Material:
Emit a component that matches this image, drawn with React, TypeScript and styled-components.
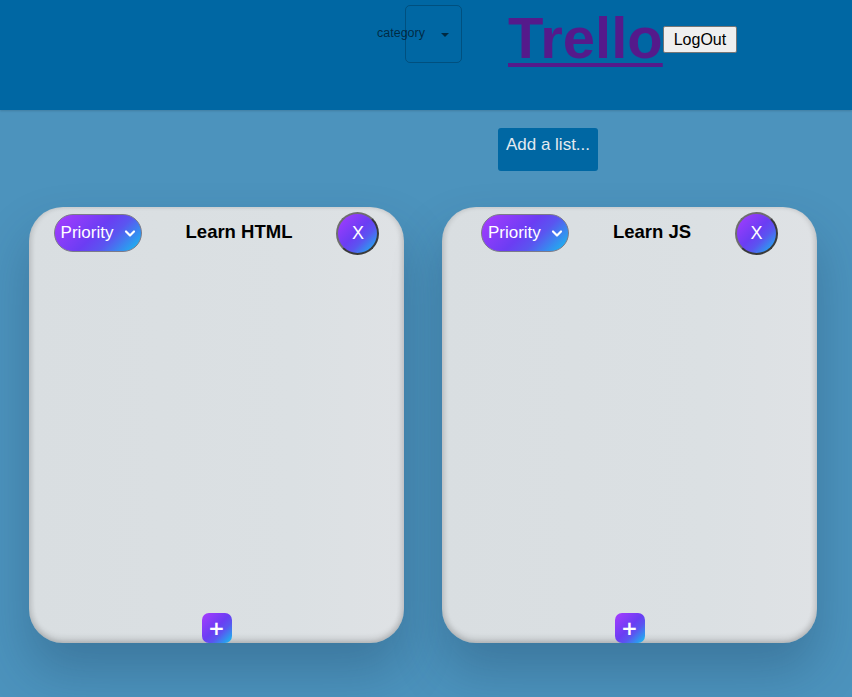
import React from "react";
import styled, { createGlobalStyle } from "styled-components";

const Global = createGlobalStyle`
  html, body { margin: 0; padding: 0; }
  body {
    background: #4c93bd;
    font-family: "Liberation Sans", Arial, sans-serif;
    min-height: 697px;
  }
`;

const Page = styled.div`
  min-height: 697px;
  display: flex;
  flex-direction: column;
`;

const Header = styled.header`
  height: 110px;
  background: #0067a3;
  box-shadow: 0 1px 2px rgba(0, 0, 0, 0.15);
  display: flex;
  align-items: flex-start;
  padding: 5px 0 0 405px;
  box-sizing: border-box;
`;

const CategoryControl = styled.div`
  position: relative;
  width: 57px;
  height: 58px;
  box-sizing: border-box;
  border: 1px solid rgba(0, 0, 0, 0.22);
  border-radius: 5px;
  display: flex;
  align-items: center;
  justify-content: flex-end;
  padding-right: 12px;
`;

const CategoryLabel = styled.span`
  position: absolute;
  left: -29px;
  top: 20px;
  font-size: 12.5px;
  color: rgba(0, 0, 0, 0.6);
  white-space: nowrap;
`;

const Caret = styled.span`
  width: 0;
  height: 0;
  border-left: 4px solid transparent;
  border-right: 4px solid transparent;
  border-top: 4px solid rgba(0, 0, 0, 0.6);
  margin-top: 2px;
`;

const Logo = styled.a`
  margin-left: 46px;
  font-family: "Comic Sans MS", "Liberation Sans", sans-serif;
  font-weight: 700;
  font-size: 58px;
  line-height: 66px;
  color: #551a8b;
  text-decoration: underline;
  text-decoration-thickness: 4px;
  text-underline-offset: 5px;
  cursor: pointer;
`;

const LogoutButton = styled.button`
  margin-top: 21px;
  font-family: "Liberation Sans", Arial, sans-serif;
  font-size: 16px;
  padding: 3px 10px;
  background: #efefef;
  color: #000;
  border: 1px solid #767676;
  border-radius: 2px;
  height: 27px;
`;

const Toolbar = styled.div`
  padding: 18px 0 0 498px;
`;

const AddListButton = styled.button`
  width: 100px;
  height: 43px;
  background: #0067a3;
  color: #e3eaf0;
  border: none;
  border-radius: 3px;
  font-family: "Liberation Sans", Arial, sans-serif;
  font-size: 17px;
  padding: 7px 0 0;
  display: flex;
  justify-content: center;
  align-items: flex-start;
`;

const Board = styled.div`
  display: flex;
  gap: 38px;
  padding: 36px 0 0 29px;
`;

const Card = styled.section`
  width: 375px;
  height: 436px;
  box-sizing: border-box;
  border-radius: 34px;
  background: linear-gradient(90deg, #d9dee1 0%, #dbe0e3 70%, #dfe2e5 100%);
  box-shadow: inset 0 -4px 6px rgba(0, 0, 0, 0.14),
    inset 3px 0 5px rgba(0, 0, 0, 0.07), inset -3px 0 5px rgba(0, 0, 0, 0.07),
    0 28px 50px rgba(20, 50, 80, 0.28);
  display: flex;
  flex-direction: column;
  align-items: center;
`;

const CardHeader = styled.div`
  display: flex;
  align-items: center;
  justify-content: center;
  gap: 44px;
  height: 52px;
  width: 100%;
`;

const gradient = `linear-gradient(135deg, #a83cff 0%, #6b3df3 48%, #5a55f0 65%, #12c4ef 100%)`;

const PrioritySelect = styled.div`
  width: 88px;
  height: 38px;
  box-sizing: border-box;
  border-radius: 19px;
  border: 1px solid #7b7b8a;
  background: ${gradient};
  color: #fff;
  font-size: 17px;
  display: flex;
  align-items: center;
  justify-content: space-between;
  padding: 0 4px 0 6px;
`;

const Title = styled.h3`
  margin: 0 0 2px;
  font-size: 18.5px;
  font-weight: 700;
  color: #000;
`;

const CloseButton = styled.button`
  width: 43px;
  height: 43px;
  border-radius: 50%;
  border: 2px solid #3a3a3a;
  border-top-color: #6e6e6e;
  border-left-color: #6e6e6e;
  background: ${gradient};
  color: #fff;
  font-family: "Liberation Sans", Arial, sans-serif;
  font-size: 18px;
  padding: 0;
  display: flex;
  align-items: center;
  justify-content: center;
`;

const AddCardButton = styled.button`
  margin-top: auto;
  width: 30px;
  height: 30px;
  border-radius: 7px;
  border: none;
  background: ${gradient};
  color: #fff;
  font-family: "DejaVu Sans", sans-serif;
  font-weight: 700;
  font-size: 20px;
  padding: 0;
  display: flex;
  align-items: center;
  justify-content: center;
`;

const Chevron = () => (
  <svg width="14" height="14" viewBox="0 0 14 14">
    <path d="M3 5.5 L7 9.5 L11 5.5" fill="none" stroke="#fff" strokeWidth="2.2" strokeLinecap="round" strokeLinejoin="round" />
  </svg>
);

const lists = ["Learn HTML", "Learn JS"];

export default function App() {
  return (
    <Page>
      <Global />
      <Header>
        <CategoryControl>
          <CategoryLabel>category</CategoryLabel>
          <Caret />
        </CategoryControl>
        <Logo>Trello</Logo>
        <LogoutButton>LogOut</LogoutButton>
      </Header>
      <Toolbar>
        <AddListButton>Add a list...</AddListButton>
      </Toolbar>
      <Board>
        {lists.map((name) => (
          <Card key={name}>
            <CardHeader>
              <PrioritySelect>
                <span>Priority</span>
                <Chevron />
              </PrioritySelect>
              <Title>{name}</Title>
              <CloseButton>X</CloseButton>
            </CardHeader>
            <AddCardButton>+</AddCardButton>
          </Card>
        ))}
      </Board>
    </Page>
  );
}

Aim of the task:
Copy each line containing the word "components" from the data.

The result:
Emit a component that matches this image, drawn with React, TypeScript and styled-components.
import styled, { createGlobalStyle } from "styled-components";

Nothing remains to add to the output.